* _Input records_:
= = = = =
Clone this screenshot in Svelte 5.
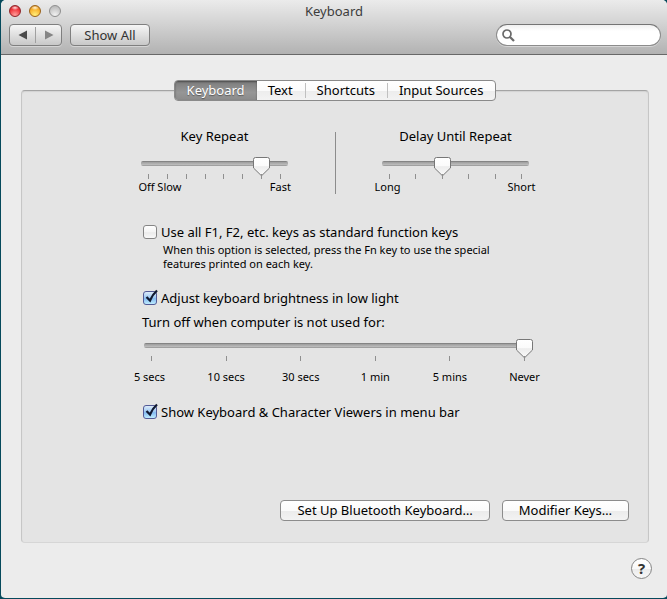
= = = = =
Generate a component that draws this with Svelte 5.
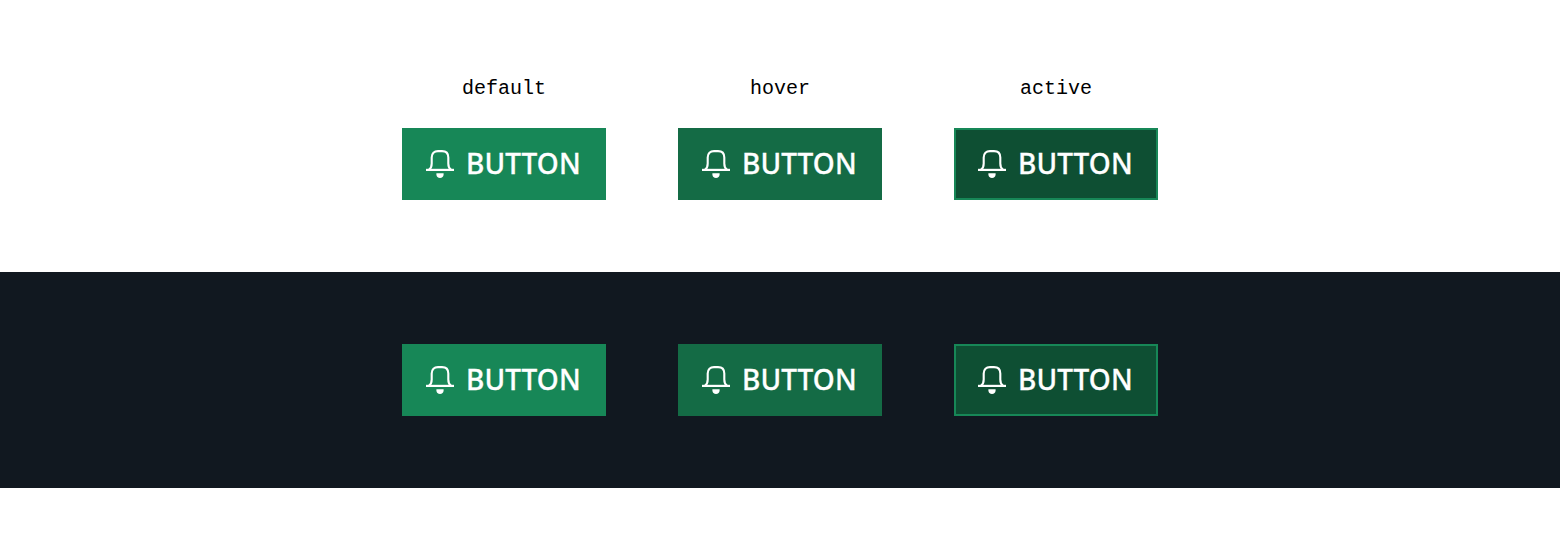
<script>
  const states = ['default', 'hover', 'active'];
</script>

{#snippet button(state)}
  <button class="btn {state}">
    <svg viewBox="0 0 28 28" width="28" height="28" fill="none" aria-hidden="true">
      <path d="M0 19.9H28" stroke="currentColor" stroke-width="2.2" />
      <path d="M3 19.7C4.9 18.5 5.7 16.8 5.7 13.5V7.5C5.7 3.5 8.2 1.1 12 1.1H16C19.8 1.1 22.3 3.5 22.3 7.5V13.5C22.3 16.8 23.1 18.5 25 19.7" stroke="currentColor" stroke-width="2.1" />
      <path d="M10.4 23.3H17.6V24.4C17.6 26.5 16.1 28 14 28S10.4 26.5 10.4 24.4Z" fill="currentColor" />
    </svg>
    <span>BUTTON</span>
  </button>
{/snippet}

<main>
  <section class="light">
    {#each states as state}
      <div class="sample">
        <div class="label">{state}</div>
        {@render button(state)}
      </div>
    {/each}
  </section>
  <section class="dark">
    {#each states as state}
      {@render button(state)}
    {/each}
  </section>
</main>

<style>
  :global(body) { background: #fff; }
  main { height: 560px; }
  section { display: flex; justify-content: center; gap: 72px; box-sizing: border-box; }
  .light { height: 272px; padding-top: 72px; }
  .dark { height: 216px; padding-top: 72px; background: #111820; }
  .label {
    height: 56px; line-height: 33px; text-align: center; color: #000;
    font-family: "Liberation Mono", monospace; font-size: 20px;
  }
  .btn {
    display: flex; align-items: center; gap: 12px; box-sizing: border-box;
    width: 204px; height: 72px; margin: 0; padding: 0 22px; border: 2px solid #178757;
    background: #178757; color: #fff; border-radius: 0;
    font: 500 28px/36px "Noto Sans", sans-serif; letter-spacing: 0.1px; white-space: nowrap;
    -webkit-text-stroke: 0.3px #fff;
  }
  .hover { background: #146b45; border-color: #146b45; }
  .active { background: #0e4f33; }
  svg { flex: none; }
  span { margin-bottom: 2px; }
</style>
= = = = =
* _Task brief_: The required answer is a single number: the count of lines in the entries that hold the string "this".

* _Exercise response_: 2